Part 6 cont - Voigt's Elements of a Poem


Ransom also asserts that the difference between local imagery (texture) of a poem and the logical structure is absolute. On page 123, Voigt gets into a very detailed (dizzying) explanation of how developments in neuroscience, since the 1940, disproves this assertion. The word "flower" and the word "rose" "triggers other synapses, in other language centers, accessing new information." She maps out part of what the mind is doing when processing the word "rose."

-->1 syllable
-->Long vowel to linger on, allowing
-->Breadth First Search (where do I know this word from?)
--> Depth-First Search (what does this word mean in this context, probably?)

When someone reads "O Rose, thou art sick" they are processes several things all at once. These things, Voigt says, are what contribute to the texture of the line. They include:

*choice of pronoun (thou)
*stressed and unstressed syllables
*sounds - long vowels, hard consonants of "rose"
*sensory information of "rose"
*cultural information of "rose"
*attitude in the observation (tone of line)
*kinetic response - to pitch, timbre, tempo, inflection

Texture is "what puts us inside the poem, synapses firing" (124). These are some of the things that I will be looking at when I do close readings.

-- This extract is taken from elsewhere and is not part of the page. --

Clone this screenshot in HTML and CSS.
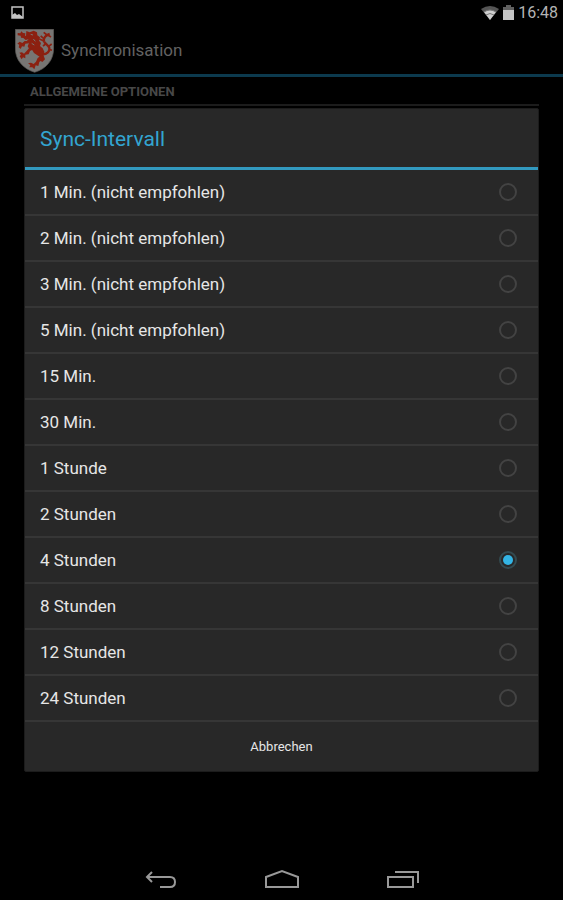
FILE: index.html
```
<!DOCTYPE html>
<html lang="de">
<head>
  <meta charset="UTF-8">
  <title>Synchronisation</title>
  <meta name="viewport" content="width=device-width, initial-scale=1.0">
  <link rel="stylesheet" href="styles.css">
</head>
<body>
  <header class="status-bar">
    <svg class="status-picture" width="14" height="14" viewBox="0 0 14 14">
      <path d="M2 1h11v11H2z" fill="none" stroke="#c4c4c4" stroke-width="1.5"/>
      <path d="M2 12V9l3-2 2 2 2-1 4 3v1z" fill="#c4c4c4"/>
    </svg>
    <div class="status-right">
      <svg width="18" height="14" viewBox="0 0 18 14">
        <path d="M0 3Q9-3 18 3L9 14z" fill="#555"/>
        <path d="M3 6Q9 2 15 6L9 14z" fill="#d0d0d0"/>
        <path d="M3 6Q9 2 15 6M5 9Q9 6 13 9" fill="none" stroke="#777" stroke-width="1"/>
      </svg>
      <svg width="11" height="15" viewBox="0 0 11 15">
        <path d="M3 0h5v2h3v4H0V2h3z" fill="#606060"/>
        <path d="M0 5h11v10H0z" fill="#c4c4c4"/>
      </svg>
      <span class="clock">16:48</span>
    </div>
  </header>

  <div class="action-bar">
    <svg class="shield" width="39" height="44" viewBox="0 0 117 132">
      <path d="M1 1H116V58C116 94 94 119 59 130C24 119 1 94 1 58z" fill="#777573" stroke="#5c5a58" stroke-width="2"/>
      <g fill="#8c2010">
        <path d="M34 6L44 10 56 5 66 10 67 19 75 25 72 35 78 42 75 51 83 58 88 68 86 80 90 91 82 99 73 94 76 85 66 78 57 72 52 64 43 61 38 52 42 42 36 35 43 28 33 23z"/>
        <path d="M45 29L32 33 25 27 18 26 17 20 8 19 8 12 16 13 19 7 24 12 31 13 30 20 41 21z"/>
        <path d="M42 43L31 44 28 53 21 52 17 60 11 55 13 47 7 44 14 38 22 42 29 36 41 36z"/>
        <path d="M57 60L45 66 41 76 31 77 31 88 24 85 20 91 14 82 18 77 13 71 21 70 27 74 34 67 42 58z"/>
        <path d="M84 76L83 91 73 99 70 111 62 109 58 121 52 115 43 115 46 108 39 103 48 101 56 105 63 98 68 87z"/>
      </g>
      <path d="M83 76C96 76 105 67 103 57C101 48 90 45 87 37C84 27 93 18 104 15" fill="none" stroke="#8c2010" stroke-width="7"/>
      <path d="M86 28L77 21M85 35L73 30M92 45L84 51M101 52L110 45M102 61L111 64M96 18L86 10M98 18L108 24" stroke="#8c2010" stroke-width="5"/>
      <path d="M47 16L54 18M55 30L61 37M50 43L58 48" stroke="#777573" stroke-width="3"/>
    </svg>
    <h1>Synchronisation</h1>
  </div>

  <main class="settings">
    <h2>Allgemeine Optionen</h2>
  </main>

  <div class="overlay">
    <form class="dialog" role="dialog" aria-labelledby="dialog-title">
      <h2 class="dialog-title" id="dialog-title">Sync-Intervall</h2>
      <div class="options">
        <label class="option"><span>1 Min. (nicht empfohlen)</span><input type="radio" name="interval" value="1"></label>
        <label class="option"><span>2 Min. (nicht empfohlen)</span><input type="radio" name="interval" value="2"></label>
        <label class="option"><span>3 Min. (nicht empfohlen)</span><input type="radio" name="interval" value="3"></label>
        <label class="option"><span>5 Min. (nicht empfohlen)</span><input type="radio" name="interval" value="5"></label>
        <label class="option"><span>15 Min.</span><input type="radio" name="interval" value="15"></label>
        <label class="option"><span>30 Min.</span><input type="radio" name="interval" value="30"></label>
        <label class="option"><span>1 Stunde</span><input type="radio" name="interval" value="60"></label>
        <label class="option"><span>2 Stunden</span><input type="radio" name="interval" value="120"></label>
        <label class="option"><span>4 Stunden</span><input type="radio" name="interval" value="240" checked></label>
        <label class="option"><span>8 Stunden</span><input type="radio" name="interval" value="480"></label>
        <label class="option"><span>12 Stunden</span><input type="radio" name="interval" value="720"></label>
        <label class="option"><span>24 Stunden</span><input type="radio" name="interval" value="1440"></label>
      </div>
      <button type="button" class="cancel-btn">Abbrechen</button>
    </form>
  </div>

  <nav class="nav-bar">
    <button type="button" aria-label="Zurück">
      <svg width="36" height="22" viewBox="0 0 36 22">
        <path d="M9 3L4 8L9 13M4 8H27Q32 8 32 13Q32 18 27 18H17" fill="none" stroke="#999" stroke-width="2"/>
      </svg>
    </button>
    <button type="button" aria-label="Startseite">
      <svg width="36" height="22" viewBox="0 0 36 22">
        <path d="M2 18V8L18 2L34 8V18z" fill="none" stroke="#999" stroke-width="2"/>
      </svg>
    </button>
    <button type="button" aria-label="Letzte Apps">
      <svg width="36" height="22" viewBox="0 0 36 22">
        <path d="M3 8H28V18H3zM10 3H33V14" fill="none" stroke="#999" stroke-width="2"/>
      </svg>
    </button>
  </nav>
</body>
</html>
```
FILE: styles.css
```
* {
  box-sizing: border-box;
}
body {
  margin: 0;
  min-height: 100vh;
  display: flex;
  flex-direction: column;
  position: relative;
  background: #000;
  color: #e6e6e6;
  font-family: Roboto, 'Liberation Sans', sans-serif;
}
h1, h2 {
  margin: 0;
}
svg {
  display: block;
}
.status-bar {
  display: flex;
  justify-content: space-between;
  align-items: center;
  height: 25px;
  padding: 0 5px 0 10px;
}
.status-right {
  display: flex;
  align-items: center;
  gap: 4px;
}
.clock {
  font-size: 16px;
  color: #b4b4b4;
}
.action-bar {
  display: flex;
  align-items: center;
  gap: 7px;
  height: 52px;
  padding: 0 15px;
  border-bottom: 3px solid #0c3a4e;
}
.shield {
  margin-top: 2px;
}
.action-bar h1 {
  font-size: 17px;
  font-weight: 400;
  color: #626262;
}
.settings {
  flex: 1;
  padding: 0 24px;
}
.settings h2 {
  height: 29px;
  padding-left: 6px;
  border-bottom: 2px solid #1c1c1c;
  font-size: 13px;
  line-height: 30px;
  font-weight: 700;
  text-transform: uppercase;
  color: #484848;
}
/* Dialog sits between the status bar and the navigation bar */
.overlay {
  position: absolute;
  inset: 24px 0 45px;
  display: flex;
  align-items: center;
  padding: 0 24px;
}
.dialog {
  flex: 1;
  background: #282828;
  border: 1px solid #1c1c1c;
  border-radius: 2px;
}
.dialog-title {
  height: 61px;
  padding: 0 15px;
  border-bottom: 3px solid #3299bf;
  font-size: 21px;
  line-height: 60px;
  font-weight: 400;
  color: #33a5d1;
}
.option {
  display: flex;
  justify-content: space-between;
  align-items: center;
  height: 46px;
  padding: 0 21px 0 15px;
  border-bottom: 2px solid #363636;
  font-size: 17px;
}
.option input {
  appearance: none;
  display: grid;
  place-items: center;
  width: 18px;
  height: 18px;
  margin: 0;
  border: 2px solid #434343;
  border-radius: 50%;
}
.option input:checked {
  border-color: #334a50;
}
.option input:checked::before {
  content: '';
  width: 10px;
  height: 10px;
  border-radius: 50%;
  background: #33b5e5;
}
.cancel-btn {
  display: block;
  width: 100%;
  height: 49px;
  border: none;
  background: none;
  font-family: inherit;
  font-size: 13px;
  color: #e6e6e6;
}
.nav-bar {
  display: flex;
  justify-content: center;
  gap: 85px;
  height: 45px;
  padding-top: 14px;
}
.nav-bar button {
  height: 22px;
  padding: 0;
  border: none;
  background: none;
}
```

If aspects of texture include the things listed above (in addition to other details which I'll lay out in a moment), structure is the organization of all of those aspects as laid out in a poem. Looking closely at the organization and its effect is another aspect of the close reading. So, it isn't just the observation of the sensory information evoked from the word "rose" but also the way the word is presented in the poem, whether that way has these elements of texture:

*abstract or concrete
*precise or subjective
*denoted or connoted
*sensory or referential
*singular or recurring

Structure is "the purposeful order in which materials are released to the reader"(124). This is differentiated from form. A grocery list in alphabetical order and the same list in order of the set-up of the grocery store are still the same form with the same materials. However, the alphabetical list is without a functional structure. Form, in poetry, "creates a pattern in [the] materials, to establish a pleasing proportion, balance, unity -- 'a single effect' -- in otherwise overwhelmingly various texture" (124-5).